Still, a person needs some stuff. When we moved to Wallaceburg we had more square footage and it needed furniture. I like to paint and freshen the walls when they need it. Items need replacing or repair. More often than not, I find my impulse is to go to Canadian Tire.
When we were kids, Canadian Tire acquired the nickname Crappy Tire. It was just something we all said. I didn’t even think about the implications on its reputation. Now, my brother calls it China Tire because he claims China makes everything they carry! (And when you look at the descriptions and labels, you find out he’s right.)
This article from the satirical website Outabouter hit me in the shopping bag: Searchers Losing Hope After Three Days in Canadian Tire Looking for a Sales Associate. And if you can find one, they’re never happy to see you.
Although I do my best to shop locally, online shopping is much more fun. Not long after we moved, I attempted to buy something online at CT and have it shipped to the store for free pickup. The site made me jump through every hoop, clicking like my mouse needed exercise before it gave up the little nugget that the item I wanted was no longer available. This is how you lose the shopping wars.

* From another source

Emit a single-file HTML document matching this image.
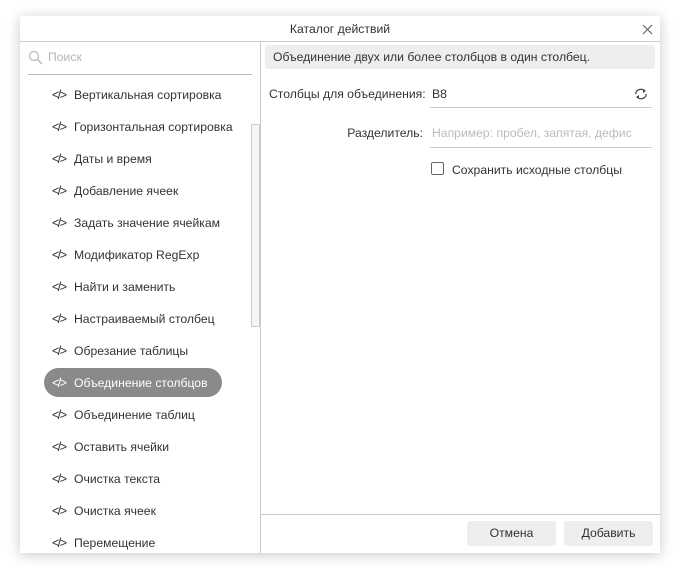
<!DOCTYPE html><html><head><meta charset="utf-8"><style>
body{margin:0;width:680px;height:578px;background:#fff;font-family:"Liberation Sans",sans-serif;font-size:12.2px;color:#333;position:relative;overflow:hidden}
.dlg{position:absolute;left:20px;top:16px;width:640px;height:537px;background:#fff;box-shadow:0 2px 12px rgba(0,0,0,.22);overflow:hidden}
.a{position:absolute;white-space:nowrap}
.item{position:absolute;left:52px;height:16px;line-height:16px}
.item b{font-weight:normal;display:inline-block;width:22px;font-size:12.5px;letter-spacing:-1.5px}
</style></head><body>
<div class="dlg"></div>
<div class="a" style="left:0;width:680px;top:22px;text-align:center">Каталог действий</div>
<svg class="a" style="left:642px;top:24px" width="11" height="11"><path d="M1 1L10 10M10 1L1 10" stroke="#666" stroke-width="1.2"/></svg>
<div class="a" style="left:20px;top:41px;width:640px;height:1px;background:#ccc"></div>
<div class="a" style="left:260px;top:42px;width:1px;height:511px;background:#c8c8c8"></div>
<svg class="a" style="left:28px;top:50px" width="16" height="16"><circle cx="6" cy="6" r="4.5" fill="none" stroke="#bbb" stroke-width="1.3"/><path d="M9.5 9.5L14 14" stroke="#bbb" stroke-width="1.5"/></svg>
<div class="a" style="left:48px;top:50px;color:#b5b5b5">Поиск</div>
<div class="a" style="left:28px;top:74px;width:224px;height:1px;background:#bbb"></div>
<div class="a" style="left:251px;top:124px;width:7px;height:201px;background:#f5f5f5;border:1px solid #ccc;border-radius:1px"></div>
<div class="a" style="left:44px;top:368px;width:178px;height:29px;background:#8a8a8a;border-radius:15px"></div>
<div class="item" style="top:87px"><b>&lt;/&gt;</b>Вертикальная сортировка</div>
<div class="item" style="top:119px"><b>&lt;/&gt;</b>Горизонтальная сортировка</div>
<div class="item" style="top:151px"><b>&lt;/&gt;</b>Даты и время</div>
<div class="item" style="top:183px"><b>&lt;/&gt;</b>Добавление ячеек</div>
<div class="item" style="top:215px"><b>&lt;/&gt;</b>Задать значение ячейкам</div>
<div class="item" style="top:247px"><b>&lt;/&gt;</b>Модификатор RegExp</div>
<div class="item" style="top:279px"><b>&lt;/&gt;</b>Найти и заменить</div>
<div class="item" style="top:311px"><b>&lt;/&gt;</b>Настраиваемый столбец</div>
<div class="item" style="top:343px"><b>&lt;/&gt;</b>Обрезание таблицы</div>
<div class="item" style="top:375px;color:#fff"><b>&lt;/&gt;</b>Объединение столбцов</div>
<div class="item" style="top:407px"><b>&lt;/&gt;</b>Объединение таблиц</div>
<div class="item" style="top:439px"><b>&lt;/&gt;</b>Оставить ячейки</div>
<div class="item" style="top:471px"><b>&lt;/&gt;</b>Очистка текста</div>
<div class="item" style="top:503px"><b>&lt;/&gt;</b>Очистка ячеек</div>
<div class="item" style="top:535px"><b>&lt;/&gt;</b>Перемещение</div>
<div class="a" style="left:265px;top:45px;width:382px;height:24px;background:#eee;border-radius:4px;line-height:24px;padding-left:8px">Объединение двух или более столбцов в один столбец.</div>
<div class="a" style="left:269px;top:87px">Столбцы для объединения:</div>
<div class="a" style="left:432px;top:87px">B8</div>
<svg class="a" style="left:634px;top:87px" width="14" height="14"><path d="M2 7A5 4 0 0 1 11 4M12 7A5 4 0 0 1 3 10" fill="none" stroke="#444" stroke-width="1.3"/><path d="M9 2L12 4L9 6Z M5 8L2 10L5 12Z" fill="#444"/></svg>
<div class="a" style="left:430px;top:107px;width:222px;height:1px;background:#ccc"></div>
<div class="a" style="left:300px;width:123px;text-align:right;top:126px">Разделитель:</div>
<div class="a" style="left:432px;top:126px;color:#bbb">Например: пробел, запятая, дефис</div>
<div class="a" style="left:430px;top:147px;width:222px;height:1px;background:#ccc"></div>
<div class="a" style="left:431px;top:162px;width:11px;height:11px;border:1px solid #666;border-radius:2px"></div>
<div class="a" style="left:452px;top:163px">Сохранить исходные столбцы</div>
<div class="a" style="left:261px;top:514px;width:399px;height:1px;background:#c8c8c8"></div>
<div class="a" style="left:467px;top:521px;width:89px;height:25px;background:#eee;border-radius:3px;text-align:center;line-height:25px">Отмена</div>
<div class="a" style="left:564px;top:521px;width:89px;height:25px;background:#eee;border-radius:3px;text-align:center;line-height:25px">Добавить</div>
</body></html>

The Wallaceburg staff are among the friendliest CT employees I’ve met. But, the other day I walked in toward three of them and not one greeted me. They all saw me and had to move to allow me past. Not. One. Word. Not even a smile. They routinely only have the customer service desk open for checking out. A half-dozen or more can queue up and they still won’t put another checkout in service. Who’s minding this store?
The London locations have their own troubles. When a staff member sees you coming they scurry to take cover under the clearance table.
Whatever it is, it’s systemic. I don’t blame the staff. Maybe they’re being told to avoid customers because leaving us wandering in confusion leads to more sales? More likely, they’re saddled with so many duties, a customer seems like an interruption instead of a priority. I can only guess. I wish someone with vision would turn it around before the next nickname is Closed Tire.